We’re in the workforce, but the glass ceiling is still here, too
The image of what it can mean to be a woman in business has certainly changed, but what about the numbers? Let me give you the good news first – women are out here crushing it when compared to their male counterparts. As Jane VC founder Jennifer Neundorfer said “female entrepreneurs are an overlooked asset class that are over-performing”. In a study from Boston consulting group it was found that for every one dollar of funding received female-founded startups generated 78 cents whereas male founded startups generated just 31. Private tech companies led by women? You’re looking at a 35% higher ROI. Diversity is also booming in the entrepreneurial world, with Black women starting businesses faster than any other racial group and Latina-owned businesses grew over 80% between 2007 and 2012 alone (just imagine where the numbers are now).
“So, what’s the bad news?!” You might be asking. Well, remember those pesky cultural norms and gender biases we talked about earlier? Yeah, they might just be affecting the women’s entrepreneurial journey too.
Women may have gone from a glass ceiling, over to a bank-vault door. And it all comes down to funding and access. The HSBC reports that over 1/3 of women have faced a gender bias when raising capital. Not surprising, but definitely still infuriating. And that bias? When women do secure capital it’s 5% less than men globally. The added impact of race and socioeconomic background are not lost here. Women of color face significantly greater challenges than even their white female counterparts when trying to secure funding, back in 2016 only 1% of VC funding went to Black and Latino entrepreneurs AS A WHOLE. The narrative that these communities are either “high risk” or a special interest also continues to hurt women of color despite data showing the return on investment.
So we’ve come far, but there is still a LOT of work to do. More women are able to shape their life to align with their goals and dreams, share their gifts and garner the success they deserve. But those barriers to access and archaic ways of thinking have not disappeared. So what is the solution? The short way to answer that is the following:
Access and community.
Female founders deserve access to the same tools, knowledge, funding and opportunities as our male counterparts. Without this access we are (very valiantly and with bizarre success all things considered I might add) Fighting a dragon in the dark.

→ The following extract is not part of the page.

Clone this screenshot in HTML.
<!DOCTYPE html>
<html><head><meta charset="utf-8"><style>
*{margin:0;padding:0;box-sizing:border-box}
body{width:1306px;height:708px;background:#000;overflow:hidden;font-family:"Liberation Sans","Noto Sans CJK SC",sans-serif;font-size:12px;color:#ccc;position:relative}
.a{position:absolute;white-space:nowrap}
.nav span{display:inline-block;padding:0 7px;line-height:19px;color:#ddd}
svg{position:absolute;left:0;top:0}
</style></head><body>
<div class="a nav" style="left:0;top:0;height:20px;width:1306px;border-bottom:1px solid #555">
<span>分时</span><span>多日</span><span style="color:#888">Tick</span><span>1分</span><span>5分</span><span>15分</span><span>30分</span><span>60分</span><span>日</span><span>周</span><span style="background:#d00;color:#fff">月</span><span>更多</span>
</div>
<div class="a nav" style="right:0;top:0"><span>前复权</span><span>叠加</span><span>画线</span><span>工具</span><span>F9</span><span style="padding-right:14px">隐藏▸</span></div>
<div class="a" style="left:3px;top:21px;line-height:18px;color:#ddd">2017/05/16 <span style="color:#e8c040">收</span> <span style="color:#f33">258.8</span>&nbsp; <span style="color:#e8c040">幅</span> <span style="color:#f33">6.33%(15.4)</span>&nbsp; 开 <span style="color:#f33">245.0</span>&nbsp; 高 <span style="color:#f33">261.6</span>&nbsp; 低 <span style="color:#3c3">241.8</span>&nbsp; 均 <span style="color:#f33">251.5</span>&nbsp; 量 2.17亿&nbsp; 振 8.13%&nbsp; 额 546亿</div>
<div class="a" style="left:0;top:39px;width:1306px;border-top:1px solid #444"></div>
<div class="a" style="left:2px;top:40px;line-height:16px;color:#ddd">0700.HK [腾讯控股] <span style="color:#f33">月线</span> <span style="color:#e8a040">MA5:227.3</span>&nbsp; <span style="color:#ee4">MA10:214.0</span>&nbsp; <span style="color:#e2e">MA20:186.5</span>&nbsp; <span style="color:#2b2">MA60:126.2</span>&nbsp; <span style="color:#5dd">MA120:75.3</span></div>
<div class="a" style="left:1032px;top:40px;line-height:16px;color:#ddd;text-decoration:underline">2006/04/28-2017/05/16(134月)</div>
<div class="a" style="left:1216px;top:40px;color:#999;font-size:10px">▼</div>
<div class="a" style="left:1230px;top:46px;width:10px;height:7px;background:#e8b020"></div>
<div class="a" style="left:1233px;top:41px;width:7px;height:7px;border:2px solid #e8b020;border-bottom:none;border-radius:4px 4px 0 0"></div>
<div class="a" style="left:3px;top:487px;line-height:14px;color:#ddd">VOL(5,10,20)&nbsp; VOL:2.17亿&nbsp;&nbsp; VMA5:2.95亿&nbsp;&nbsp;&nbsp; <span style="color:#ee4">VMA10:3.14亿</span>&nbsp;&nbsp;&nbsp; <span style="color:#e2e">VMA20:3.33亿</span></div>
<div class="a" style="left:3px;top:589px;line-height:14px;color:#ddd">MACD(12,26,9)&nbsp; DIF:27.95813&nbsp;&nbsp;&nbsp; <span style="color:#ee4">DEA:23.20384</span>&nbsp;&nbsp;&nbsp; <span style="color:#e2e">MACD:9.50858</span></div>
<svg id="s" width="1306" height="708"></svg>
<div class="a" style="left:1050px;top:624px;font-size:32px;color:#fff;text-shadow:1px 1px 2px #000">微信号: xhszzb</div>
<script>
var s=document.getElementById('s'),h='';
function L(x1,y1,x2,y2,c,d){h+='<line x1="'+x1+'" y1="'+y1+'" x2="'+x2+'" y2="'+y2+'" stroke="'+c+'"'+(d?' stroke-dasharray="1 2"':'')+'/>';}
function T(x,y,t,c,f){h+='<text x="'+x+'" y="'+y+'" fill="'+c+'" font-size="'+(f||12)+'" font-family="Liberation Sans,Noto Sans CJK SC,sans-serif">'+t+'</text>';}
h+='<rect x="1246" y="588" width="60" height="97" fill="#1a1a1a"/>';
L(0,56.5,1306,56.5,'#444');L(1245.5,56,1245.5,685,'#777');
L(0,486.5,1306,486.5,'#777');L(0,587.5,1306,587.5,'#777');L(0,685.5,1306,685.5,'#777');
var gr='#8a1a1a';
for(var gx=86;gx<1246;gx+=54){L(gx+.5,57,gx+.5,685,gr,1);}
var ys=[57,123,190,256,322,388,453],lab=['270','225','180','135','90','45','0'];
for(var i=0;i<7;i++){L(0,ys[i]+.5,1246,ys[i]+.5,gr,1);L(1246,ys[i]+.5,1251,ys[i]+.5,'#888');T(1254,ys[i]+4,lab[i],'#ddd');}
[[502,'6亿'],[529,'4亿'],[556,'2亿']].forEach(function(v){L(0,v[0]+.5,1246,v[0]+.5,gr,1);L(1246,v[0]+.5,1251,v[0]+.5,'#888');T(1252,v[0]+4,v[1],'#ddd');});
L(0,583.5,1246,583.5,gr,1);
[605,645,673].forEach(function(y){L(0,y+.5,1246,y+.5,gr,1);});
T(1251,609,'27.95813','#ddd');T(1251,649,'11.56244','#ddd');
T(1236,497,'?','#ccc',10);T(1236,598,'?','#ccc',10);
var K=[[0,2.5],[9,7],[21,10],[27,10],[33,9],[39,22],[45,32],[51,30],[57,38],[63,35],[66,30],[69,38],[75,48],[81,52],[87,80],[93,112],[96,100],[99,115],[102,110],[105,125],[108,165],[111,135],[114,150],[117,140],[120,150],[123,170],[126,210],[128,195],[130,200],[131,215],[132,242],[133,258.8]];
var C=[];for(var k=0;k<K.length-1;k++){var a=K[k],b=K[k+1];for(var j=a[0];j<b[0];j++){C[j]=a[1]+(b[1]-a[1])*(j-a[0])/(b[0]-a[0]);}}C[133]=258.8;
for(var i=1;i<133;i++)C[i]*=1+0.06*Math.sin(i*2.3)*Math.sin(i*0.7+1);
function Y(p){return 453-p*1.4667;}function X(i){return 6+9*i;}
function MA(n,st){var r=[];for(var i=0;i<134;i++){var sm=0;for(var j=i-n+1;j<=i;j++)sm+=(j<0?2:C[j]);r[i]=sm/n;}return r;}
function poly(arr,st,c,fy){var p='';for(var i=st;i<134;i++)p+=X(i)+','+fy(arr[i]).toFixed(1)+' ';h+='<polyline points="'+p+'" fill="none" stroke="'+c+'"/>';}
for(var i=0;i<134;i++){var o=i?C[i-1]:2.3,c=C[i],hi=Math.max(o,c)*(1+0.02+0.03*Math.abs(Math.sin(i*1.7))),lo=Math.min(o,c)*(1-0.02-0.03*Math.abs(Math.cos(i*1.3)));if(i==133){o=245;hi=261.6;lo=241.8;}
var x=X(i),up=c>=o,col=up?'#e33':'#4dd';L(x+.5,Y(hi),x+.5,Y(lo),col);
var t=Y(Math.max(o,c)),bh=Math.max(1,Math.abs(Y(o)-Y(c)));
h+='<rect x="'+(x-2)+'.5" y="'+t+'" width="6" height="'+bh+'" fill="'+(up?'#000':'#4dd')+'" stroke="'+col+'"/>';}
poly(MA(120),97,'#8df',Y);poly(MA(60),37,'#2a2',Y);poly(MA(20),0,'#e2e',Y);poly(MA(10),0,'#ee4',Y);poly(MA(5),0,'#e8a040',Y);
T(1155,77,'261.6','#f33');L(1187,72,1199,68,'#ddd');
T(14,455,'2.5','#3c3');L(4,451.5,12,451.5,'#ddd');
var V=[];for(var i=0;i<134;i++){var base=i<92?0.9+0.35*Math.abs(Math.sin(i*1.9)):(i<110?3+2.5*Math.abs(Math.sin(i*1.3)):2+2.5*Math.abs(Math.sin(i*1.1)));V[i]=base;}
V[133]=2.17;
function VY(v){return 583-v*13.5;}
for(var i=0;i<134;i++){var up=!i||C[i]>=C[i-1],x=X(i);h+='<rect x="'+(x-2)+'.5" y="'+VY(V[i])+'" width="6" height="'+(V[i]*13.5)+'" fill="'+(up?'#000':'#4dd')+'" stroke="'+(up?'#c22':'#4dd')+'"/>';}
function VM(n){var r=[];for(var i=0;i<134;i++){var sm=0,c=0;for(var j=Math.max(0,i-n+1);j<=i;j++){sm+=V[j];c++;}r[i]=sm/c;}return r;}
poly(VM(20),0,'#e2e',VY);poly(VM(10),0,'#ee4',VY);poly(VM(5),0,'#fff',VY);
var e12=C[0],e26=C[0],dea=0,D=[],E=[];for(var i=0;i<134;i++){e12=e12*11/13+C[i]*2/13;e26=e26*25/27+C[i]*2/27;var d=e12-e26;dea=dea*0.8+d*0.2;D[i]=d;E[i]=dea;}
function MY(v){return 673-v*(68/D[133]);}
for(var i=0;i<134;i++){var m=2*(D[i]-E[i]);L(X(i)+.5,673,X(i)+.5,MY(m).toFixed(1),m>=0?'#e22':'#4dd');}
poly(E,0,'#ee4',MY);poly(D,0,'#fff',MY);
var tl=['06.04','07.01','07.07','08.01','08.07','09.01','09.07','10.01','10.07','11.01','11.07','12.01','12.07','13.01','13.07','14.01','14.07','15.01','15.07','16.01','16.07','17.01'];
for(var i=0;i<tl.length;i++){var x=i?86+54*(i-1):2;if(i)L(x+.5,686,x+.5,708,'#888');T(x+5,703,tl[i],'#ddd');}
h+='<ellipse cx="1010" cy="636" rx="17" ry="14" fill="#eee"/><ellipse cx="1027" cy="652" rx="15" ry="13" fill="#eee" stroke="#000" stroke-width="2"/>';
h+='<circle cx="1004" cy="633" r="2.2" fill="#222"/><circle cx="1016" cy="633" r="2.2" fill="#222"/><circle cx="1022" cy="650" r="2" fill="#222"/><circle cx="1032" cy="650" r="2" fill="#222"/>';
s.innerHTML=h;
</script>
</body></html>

When light is shed on the attitudes of others and they are forced to examine their bias, things can change. So we have to keep talking. When what others take for granted is accessible for all then it can truly be about how hard we’re working, because we all have the same tools. The importance of real community in all of this cannot be overstated. Together we are more than mighty. When you connect with other people who have a real investment in seeing you win, who want to share with you and let you share with them in ways that are meaningful to your businesses journey that is where the magic happens. When we demand more of our allies and how they use their privilege the scale begins to tip.
What do we do right now? We keep pushing, we keep throwing our hats into the ring, we stand with and for each other because the image of a “woman in business” can and will continue to evolve.
Maybe when the next generation of little girls picture a woman in business it wont be Charlotte Pickles, it might just be one of us. I really think that’s something worth fighting for.